There is a common misunderstanding in regards to total depravity. Total depravity does not mean that humanity is as evil or sinful as we could be, nor does it mean that we do not have a conscience or any sense of right or wrong. Neither does it mean that we do not or cannot do things that appear to be good when looked at from a human perspective or measured against human standards. It does not even mean that we cannot do things that seem to line up outwardly to God's law. What the Scriptures do teach, and what total depravity does recognize, is that even the “good” things we do are polluted by sin because they are not done for God's glory or out of faith in Him (Romans 14:23; Hebrews 11:6). While humanity looks at outward actions and judges them as good, God looks not only at the outward actions but also on the internal motives that lurk behind them, and because they come from a heart that is in rebellion to Him and they are not done for His glory, even these seemingly “good” deeds are like “filthy rages” in His sight. In other words, fallen humanity's good deeds are not motivated by a desire to please God but by our own self-interest and are therefore corrupted to the point where God declares there is “no one who does good, not even one.”

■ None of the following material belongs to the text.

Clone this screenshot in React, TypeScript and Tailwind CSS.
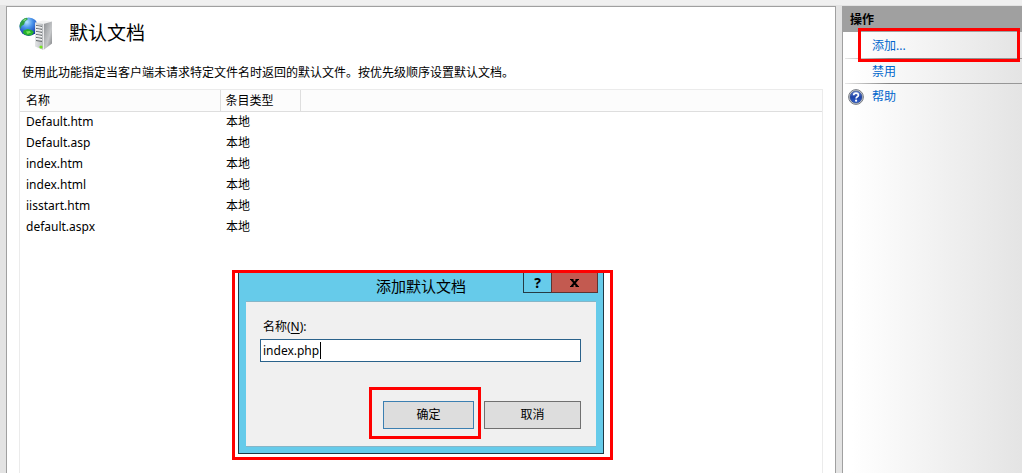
const documents = [
  { name: 'Default.htm', type: '本地' },
  { name: 'Default.asp', type: '本地' },
  { name: 'index.htm', type: '本地' },
  { name: 'index.html', type: '本地' },
  { name: 'iisstart.htm', type: '本地' },
  { name: 'default.aspx', type: '本地' },
]

const ServerIcon = () => (
  <svg width="34" height="34" viewBox="0 0 34 34" className="shrink-0" aria-hidden="true">
    <defs>
      <radialGradient id="globe" cx="0.4" cy="0.25" r="0.8">
        <stop offset="0" stopColor="#b5e4ff" />
        <stop offset="0.4" stopColor="#4791ea" />
        <stop offset="1" stopColor="#0a2496" />
      </radialGradient>
      <linearGradient id="front" x1="0" x2="1" y1="0" y2="0">
        <stop offset="0" stopColor="#e4e6e7" />
        <stop offset="1" stopColor="#b5b9bc" />
      </linearGradient>
      <linearGradient id="side" x1="0" x2="1" y1="0" y2="1">
        <stop offset="0" stopColor="#8b8e91" />
        <stop offset="0.6" stopColor="#c6c8ca" />
        <stop offset="1" stopColor="#77797c" />
      </linearGradient>
    </defs>
    <circle cx="9.7" cy="9.7" r="9.3" fill="url(#globe)" />
    <path d="M1.2 6C2.5 3 5 1.2 7.5 .8L9 2 6 4.5 5 7.5 2.5 9 1.5 12 .5 9Z" fill="#2f9f45" />
    <path d="M4 3l3-1.5L7.5 2.5 5 4.5Z" fill="#7fd67c" />
    <path d="M4.5 13.5l4-1.5 4 1 2.5 2-2 3C9 19.5 5.5 18 4 16Z" fill="#25b12e" />
    <path d="M7 14.5l3.5-.5 1.5 1.5-3.5 1.5Z" fill="#79e45a" />
    <path d="M16 5.5L24 3.5l9 1-8 2.5Z" fill="#f1f2f2" />
    <path d="M16 5.5l8.5 1.5v26l-8.5-3.5Z" fill="url(#front)" />
    <path d="M24.5 7l8.5-2.5v22l-8.5 6.5Z" fill="url(#side)" />
    <path d="M17 8.5l6 1M17 11.5l6 1M17 14.5l6 1M17 17.5l6 1M17 20.5l6 1M17 23.5l6 1" stroke="#65696c" />
    <path d="M17 9.5l6 1M17 12.5l6 1M17 15.5l6 1M17 18.5l6 1M17 21.5l6 1" stroke="#fafafa" />
    <path d="M24.5 7v26" stroke="#f5f5f5" strokeWidth="0.8" />
    <circle cx="22" cy="30" r="1.6" fill="#75e51c" />
  </svg>
)

const HelpIcon = () => (
  <svg width="16" height="16" viewBox="0 0 16 16" className="shrink-0" aria-hidden="true">
    <defs>
      <linearGradient id="help" x1="0" x2="0" y1="0" y2="1">
        <stop offset="0" stopColor="#6b8ad8" />
        <stop offset="0.5" stopColor="#1d42a8" />
        <stop offset="1" stopColor="#3463ce" />
      </linearGradient>
    </defs>
    <circle cx="8" cy="8" r="7.4" fill="#d5d7da" stroke="#777b82" />
    <circle cx="8" cy="8" r="6" fill="url(#help)" stroke="#29437f" strokeWidth="0.6" />
    <path d="M5.7 6.3C5.7 3.4 10.4 3.5 10.4 6.2 10.4 7.8 8.1 7.8 8.1 9.5" fill="none" stroke="#fff" strokeWidth="1.7" />
    <circle cx="8.1" cy="11.7" r="1.1" fill="#fff" />
  </svg>
)

const Separator = () => (
  <div className="ml-0.5 h-px bg-linear-to-r from-[#e8e8e8] via-[#858585] via-25% to-[#999999]" />
)

const ActionsPane = () => (
  <aside className="w-[180px] shrink-0 border-l border-[#a0a0a0] bg-linear-to-r from-white from-5% to-[#e4e4e4]">
    <h2 className="flex h-[26px] items-center bg-[#a0a0a0] pt-0.5 pl-[7px] font-bold">操作</h2>
    <nav className="text-[#0066cc]">
      <div className="relative flex h-[26px] items-center pt-0.5 pl-[29px]">
        <a href="#add">添加...</a>
        <div className="absolute -top-1 right-0.5 left-[15px] h-[34px] border-[3px] border-[#ff0000]" />
      </div>
      <Separator />
      <div className="flex h-6 items-center pt-0.5 pl-[29px]">
        <a href="#disable">禁用</a>
      </div>
      <Separator />
      <div className="flex h-6 items-center gap-2 pt-0.5 pl-[5px]">
        <HelpIcon />
        <a href="#help">帮助</a>
      </div>
    </nav>
  </aside>
)

const AddDocumentDialog = () => (
  <div className="absolute top-[270px] left-[232px] w-[381px] border-[3px] border-[#ff0000] bg-white pr-1.5 pb-[3px] pl-[3px]">
    <div role="dialog" aria-labelledby="dialog-title" className="border-x border-b border-[#1f3a47] bg-[#66cbea] px-[7px] pb-1.5">
      <div className="relative flex h-7 items-center justify-center pb-0.5">
        <h2 id="dialog-title" className="text-[15px]">添加默认文档</h2>
        <div className="absolute top-0 -right-0.5 flex h-5 text-sm leading-none font-bold">
          <button type="button" aria-label="帮助" className="w-7 border-b border-l border-[#253b45]">?</button>
          <button type="button" aria-label="关闭" className="flex w-[47px] items-center justify-center border-x border-b border-[#5c3432] bg-[#c35a50]">
            <svg width="9" height="8" viewBox="0 0 9 8" aria-hidden="true">
              <path d="M1.5 .5l6 7M7.5 .5l-6 7" stroke="#000" strokeWidth="2" />
              <path d="M0 .5h3.5M5.5 .5H9M0 7.5h3.5M5.5 7.5H9" stroke="#000" />
            </svg>
          </button>
        </div>
      </div>
      <form className="border-y border-[#86b6c8] bg-[#f0f0f0] pt-[15px] pr-[15px] pb-[17px] pl-3.5">
        <label htmlFor="document-name" className="block pl-[3px] leading-5">
          名称(<u className="underline-offset-2">N</u>):
        </label>
        <div className="relative mt-0.5">
          <input
            id="document-name"
            type="text"
            defaultValue="index.php"
            className="block h-[23px] w-full border border-[#2a628b] bg-white px-0.5 outline-none"
          />
          <span className="absolute top-[3px] left-[60px] h-[17px] w-px bg-black" />
        </div>
        <div className="mt-[39px] flex justify-end gap-2.5">
          <div className="relative">
            <button type="button" className="block h-7 w-[91px] border border-[#3c7fb1] bg-[#dddddd]">确定</button>
            <div className="pointer-events-none absolute -top-3.5 -right-[7px] -bottom-2.5 -left-3.5 border-[3px] border-[#ff0000]" />
          </div>
          <button type="button" className="h-7 w-[97px] border border-[#707070] bg-[#dddddd]">取消</button>
        </div>
      </form>
    </div>
  </div>
)

const App = () => {
  return (
    <div className="relative flex min-h-screen bg-[#e3e3e3] pl-1.5 font-['Noto_Sans','Noto_Sans_CJK_SC',sans-serif] text-xs text-black">
      <div className="absolute inset-x-0 top-0 h-[5px] bg-[#f0f0f0]" />
      <div className="flex grow gap-1.5 pt-1.5">
        <main className="flex grow flex-col border-x border-t border-[#a0a0a0] bg-white px-3">
          <header className="flex h-[54px] items-center gap-4">
            <ServerIcon />
            <h1 className="text-[19px]">默认文档</h1>
          </header>
          <p className="pl-[3px] leading-6">使用此功能指定当客户端未请求特定文件名时返回的默认文件。按优先级顺序设置默认文档。</p>
          <div className="mt-1 grow border-x border-t border-[#ebebeb]">
            <table className="w-full table-fixed border-collapse text-left">
              <thead className="bg-[#fcfcfc]">
                <tr className="h-[21px] border-b border-[#dedede]">
                  <th className="w-[200px] border-r border-[#dedede] pt-0.5 pl-1.5 font-normal">名称</th>
                  <th className="w-20 border-r border-[#dedede] pt-0.5 pl-[5px] font-normal">条目类型</th>
                  <th />
                </tr>
              </thead>
              <tbody>
                {documents.map((doc) => (
                  <tr key={doc.name} className="h-[21px]">
                    <td className="pl-1.5">{doc.name}</td>
                    <td className="pl-1.5">{doc.type}</td>
                    <td />
                  </tr>
                ))}
              </tbody>
            </table>
          </div>
        </main>
        <ActionsPane />
      </div>
      <AddDocumentDialog />
    </div>
  )
}

export default App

Scripture is very clear that all of humanity is affected by sin, even to the degree that “no one seeks after God,” so then how can anyone possible be saved? How can they become a Christ-follower, a Christian? The answer is that God must overcome our depravity in such a way that we are able to recognize our spiritual state and our hopeless condition apart from the grace of God. Our spiritually blind eyes must be open by God and the bondage of sin that keeps us hopelessly trapped must be broken so that we can respond in faith to the redemptive message and the atoning work of Christ on the cross. Some Christians believe that God does this work through some kind of universal grace where God brings humanity to a condition where they have the ability to choose or reject Him. Others believe that for a human who is “dead in trespasses and sins” to be able to understand and respond to the good news of Jesus Christ in faith, they must first be born again (regenerated) by the Holy Spirit (John 3:3). It is only after God infuses spiritual life into a dead sinner that they can “see the kingdom of God.” Those that hold this position see this as being a sovereign act of God, where humanity is born again “...not of natural descent, nor of human decision or a husband's man's will, but born of God” (John 1:12-13).

However, even when the doctrine of total depravity is correctly understood, many people still reject the teaching, but that really should not surprise us, since the world generally thinks of humanity as being basically good. Therefore, the idea that humans are by nature depraved sinners is opposite to most modern religious, psychological and philosophical views regarding the basic nature of humanity. But the truth is Scripture does teach the depravity of the human heart, and the root cause of our problem is not the environment we are raised in but our evil and selfish heart. Correctly understood, the doctrine of total depravity will destroy the hopes of any who place their faith in any kind of works-based method of salvation and will recognize that God's sovereign grace is our only hope. While the doctrine of total depravity destroys our self-righteousness and any misconceptions about our ability to be save by our own free will, it does leave us asking the same question the disciples asked Jesus in Matthew 19:25-26, “Who then can be saved” (NIV)? And of course, the answer is the same today as it was back then, “With man this is impossible, but with God all things are possible” (Matthew 19:25-26, NIV).